Judge Liburdi called his experience particularly compelling, and noted that it went well beyond testimony from last week in a parallel case against Clean Elections USA. In that lawsuit, brought by the Arizona Alliance for Retired Americans and Voto Latino, the judge declined to enjoin Clean Elections USA’s activities, saying he had not seen any evidence that real harm had befallen any voters. That ruling is being appealed in the Ninth Circuit.

In his concluding remarks on Tuesday, Judge Liburdi pointed to incorrect statements made by Ms. Jennings in posts on social media and in interviews that only spouses could return ballots on behalf of voters in Arizona, when in fact housemates and caregivers are legally permitted to do so in the state.

“This does not prohibit Miss Jennings from correctly stating what the law is,” said Judge Liburdi, noting that he would also draft a preliminary injunction against Clean Elections USA in coming days. “I just have a problem with her stating it incorrectly in a way that is intimidating or coercive to voting behavior.”

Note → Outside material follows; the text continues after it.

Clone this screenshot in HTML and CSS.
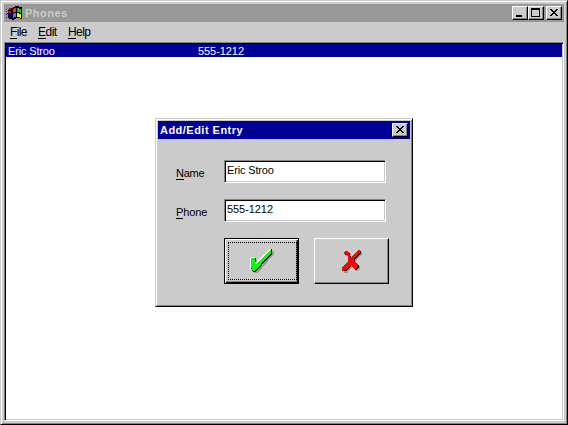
FILE: index.html
```
<!DOCTYPE html>
<html lang="en">
<head>
<meta charset="utf-8">
<title>Phones</title>
<link rel="stylesheet" href="styles.css">
</head>
<body>
<main class="window">
  <header class="titlebar inactive">
    <svg class="logo" width="16" height="16" viewBox="0 0 16 16" shape-rendering="crispEdges">
      <path d="M5 3h2V2h2V1h4v1h3v12h-2v-1h-4v1H8v1H6v-2H5z" fill="#000"/>
      <path d="M7 4h1V3h2v4H8v1H7z" fill="#f22"/>
      <path d="M11 3h2v1h2v4h-1V7h-3z" fill="#0c3"/>
      <path d="M7 9h1V8h2v4H8v1H7z" fill="#38f"/>
      <path d="M11 8h2v1h2v4h-1v-1h-3z" fill="#fe0"/>
      <path d="M0 4h1v1H0zM2 4h2v1H2zM0 6h1v1H0zM2 6h3v2H2zM3 3h2v2H3z" fill="#c00"/>
      <path d="M0 9h1v1H0zM2 9h3v2H2zM0 12h1v1H0zM2 12h3v1H2z" fill="#00a"/>
      <path d="M2 5h3v1H2zM1 8h4v1H1zM2 11h3v1H2zM3 13h3v1H3z" fill="#000"/>
    </svg>
    <h1 class="title">Phones</h1>
    <div class="controls">
      <button class="control" aria-label="Minimize"><svg width="12" height="10" shape-rendering="crispEdges"><path d="M2 7h6v2H2z"/></svg></button>
      <button class="control" aria-label="Maximize"><svg width="12" height="10" shape-rendering="crispEdges"><path fill-rule="evenodd" d="M1 0h9v9H1zM2 2v6h7V2z"/></svg></button>
      <button class="control close" aria-label="Close"><svg width="12" height="10" shape-rendering="crispEdges"><path d="M2 1h2v1h1v1h2V2h1V1h2v1H9v1H8v1H7v1h1v1h1v1h1v1H8V7H7V6H5v1H4v1H2V7h1V6h1V5h1V4H4V3H3V2H2z"/></svg></button>
    </div>
  </header>
  <nav class="menu"><span class="file"><u>F</u>ile</span><span class="edit"><u>E</u>dit</span><span class="help"><u>H</u>elp</span></nav>
  <section class="list">
    <div class="row"><span class="entry-name">Eric Stroo</span><span class="entry-phone">555-1212</span></div>
  </section>
</main>
<section class="dialog" role="dialog">
  <header class="titlebar">
    <h2 class="title">Add/Edit Entry</h2>
    <div class="controls">
      <button class="control" aria-label="Close"><svg width="12" height="10" shape-rendering="crispEdges"><path d="M2 1h2v1h1v1h2V2h1V1h2v1H9v1H8v1H7v1h1v1h1v1h1v1H8V7H7V6H5v1H4v1H2V7h1V6h1V5h1V4H4V3H3V2H2z"/></svg></button>
    </div>
  </header>
  <form class="form">
    <label class="label name-label"><u>N</u>ame</label><div class="field name-field">Eric Stroo</div>
    <label class="label phone-label"><u>P</u>hone</label><div class="field phone-field">555-1212</div>
    <div class="actions">
      <button type="button" class="action default" aria-label="OK">
        <span class="focus"><svg width="26" height="26" viewBox="0 0 26 26" shape-rendering="crispEdges">
          <path d="M2 12h5v5h1L21 3h3v3L12 20l-5 5H4v-2H3z" fill="#999"/>
          <path d="M1 10h5v6h1L20 1h2v5L12 16v1l-6 7H3v-1H2v-2H1z" fill="#000"/>
          <path d="M0 10h1V9h4v5h1L19 1h2v1L6 17H5v-6H1v10H0z" fill="#fff"/>
          <path d="M1 10h4v6h1L21 2v3L11 15v1l-6 7H3v-1H2v-2H1z" fill="#0f0"/>
        </svg></span>
      </button>
      <button type="button" class="action cancel" aria-label="Cancel">
        <svg width="24" height="26" viewBox="0 0 24 26" shape-rendering="crispEdges">
          <g fill="#999" transform="translate(2 2)"><path d="M5 3h3v1h1v3h1v2h2l6-7h2v2l-6 7v2l4 4v2h-1v1h-1v1h-2l-4-4-4 4v2H2v-4l6-6V9L6 6H4V4h1z"/></g>
          <g fill="#000" transform="translate(1 1)"><path d="M5 3h3v1h1v3h1v2h2l6-7h2v2l-6 7v2l4 4v2h-1v1h-1v1h-2l-4-4-4 4v1H2v-3l6-6V9L6 6H4V4h1z"/></g>
          <path d="M5 3h3v1h1v3h1v2h2l6-7h2v2l-6 7v2l4 4v2h-1v1h-1v1h-2l-4-4-4 4v1H4v1H2v-4l6-6V9L6 6H4V4h1z" fill="#f00"/>
        </svg>
      </button>
    </div>
  </form>
</section>
</body>
</html>
```

FILE: styles.css
```
* { box-sizing: border-box; }
body {
  margin: 0;
  width: 568px;
  height: 425px;
  overflow: hidden;
  font: 11px/13px "Liberation Sans", Arial, sans-serif;
  color: #000;
}
u { text-decoration: none; border-bottom: 1px solid #000; display: inline-block; height: 13px; }
svg { display: block; }
.window {
  width: 568px;
  height: 425px;
  padding: 2px;
  display: flex;
  flex-direction: column;
  background: #cbcbcb;
  border: 1px solid;
  border-color: #cbcbcb #000 #000 #cbcbcb;
  box-shadow: inset 1px 1px #fff, inset -1px -1px #868686;
}
.window > * { margin-left: 1px; margin-right: 0; }
.titlebar {
  height: 18px;
  flex: none;
  display: flex;
  align-items: center;
  padding: 0 2px;
  background: #000098;
  color: #fff;
}
.inactive { background: #989898; color: #cbcbcb; margin: 1px 1px 0 1px; }
.logo { flex: none; }
.title { margin: 0; flex: 1; font-size: 11px; line-height: 14px; font-weight: bold; white-space: nowrap; }
.inactive .title { padding-left: 3px; letter-spacing: .5px; }
.controls { display: flex; }
.control {
  width: 16px;
  height: 14px;
  padding: 1px;
  background: #cbcbcb;
  border: 1px solid;
  border-color: #fff #000 #000 #fff;
  box-shadow: inset -1px -1px #868686;
}
.close { margin-left: 2px; }
.menu { height: 20px; display: flex; padding: 4px 6px 0; font-size: 12px; }
.menu span { width: 30px; white-space: nowrap; }
.menu .file { width: 28px; letter-spacing: -.6px; }
.menu .edit { letter-spacing: -.5px; }
.menu .help { letter-spacing: -.6px; }
.list {
  height: 379px;
  width: 560px;
  padding: 1px;
  background: #fff;
  border: 1px solid;
  border-color: #868686 #fff #fff #868686;
  box-shadow: inset 1px 1px #000, inset -1px -1px #cbcbcb;
}
.row { height: 13px; display: flex; padding-left: 2px; background: #000098; color: #fff; line-height: 14px; }
.entry-name { width: 190px; letter-spacing: -.15px; }
.entry-phone { letter-spacing: -.07px; }
.dialog {
  position: absolute;
  left: 155px;
  top: 118px;
  width: 258px;
  height: 189px;
  padding: 2px 2px 1px 2px;
  background: #cbcbcb;
  border: 1px solid;
  border-color: #cbcbcb #000 #000 #cbcbcb;
  box-shadow: inset 1px 1px #fff, inset -1px -1px #868686;
}
.dialog .title { letter-spacing: .48px; }
.form {
  display: grid;
  grid-template-columns: 48px 162px;
  grid-template-rows: 23px 23px 46px;
  row-gap: 16px;
  padding: 21px 0 0 18px;
}
.label { padding-top: 7px; white-space: nowrap; }
.name-label { letter-spacing: -.25px; }
.phone-label { letter-spacing: -.1px; }
.field {
  padding: 3px 2px 0;
  height: 23px;
  background: #fff;
  border: 1px solid;
  border-color: #868686 #fff #fff #868686;
  box-shadow: inset 1px 1px #000, inset -1px -1px #cbcbcb;
}
.name-field { letter-spacing: -.15px; }
.phone-field { letter-spacing: -.07px; }
.actions { grid-column: 2; display: flex; gap: 15px; width: 165px; }
.action {
  width: 75px;
  height: 46px;
  padding: 0;
  display: flex;
  align-items: center;
  justify-content: center;
  background: #cbcbcb;
  border: 1px solid;
  border-color: #fff #000 #000 #fff;
  box-shadow: inset -1px -1px #868686;
}
.default { padding-left: 2px; border-color: #000; box-shadow: inset 1px 1px #fff, inset -1px -1px #000, inset -2px -2px #868686; }
.cancel { padding-left: 1px; }
.focus { width: 69px; height: 38px; border: 1px dotted #000; padding: 5px 0 0 21px; }
```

On Monday, the Justice Department filed a brief on the issue, noting that while it had no opinion on the lawsuit itself, the Constitution does not protect voter intimidation and that harassing or trying to harass people casting ballots could violate the Voting Rights Act of 1965. Underscoring the urgency of the moment, lawyers for the League of Women Voters noted that Tuesday was the last day to mail in early ballots under Arizona statute, making ballot boxes the only option for people who wish to vote before Election Day.

Tuesday was the last day to mail in early ballots in Arizona, making ballot boxes the only option for people who wish to vote before Election Day.

Tuesday was the last day to mail in early ballots in Arizona, making ballot boxes the only option for people who wish to vote before Election Day.Credit...Rebecca Noble for The New York Times


Alexander Kolodin, a lawyer who represents both Clean Elections USA and Ms. Jennings, said in court that he would most likely appeal the latest ruling. Although Clean Elections USA had voluntarily agreed to the restrictions on weapons, as well as on talking to, yelling at, or otherwise confronting or following voters, he argued that the restrictions on photography, online posting and discussing Arizona voting laws infringed on free speech.

Mr. Kolodin noted that a substantial press contingent had begun gathering near ballot boxes in Maricopa County over the past few weeks and that they had posted photos and videos of voters. “The Washington Post is intimidating voters,” he said.

With that in mind, he told the judge his clients were unfairly being singled out. “It seems like our clients are on trial for the entire state or anybody who wants to participate in ballot box monitoring or even share their views,” Mr. Kolodin said.

At the heart of those views is the false belief that illegal votes cast at drop boxes were responsible for President Donald J. Trump’s defeat in the 2020 elections, a theory espoused in the discredited conspiracy-laden documentary “2000 Mules.”

Ms. Jennings, in podcast interviews, has said she was inspired by a “teaser” for the movie that was released last spring. By the time “2000 Mules” was released in May, she had already built a significant following on the social network Truth Social based on her proposal to station observers at ballot boxes around the country. She has said she is recruiting volunteers to watch ballot boxes in every state, but has not indicated where other monitors might be active.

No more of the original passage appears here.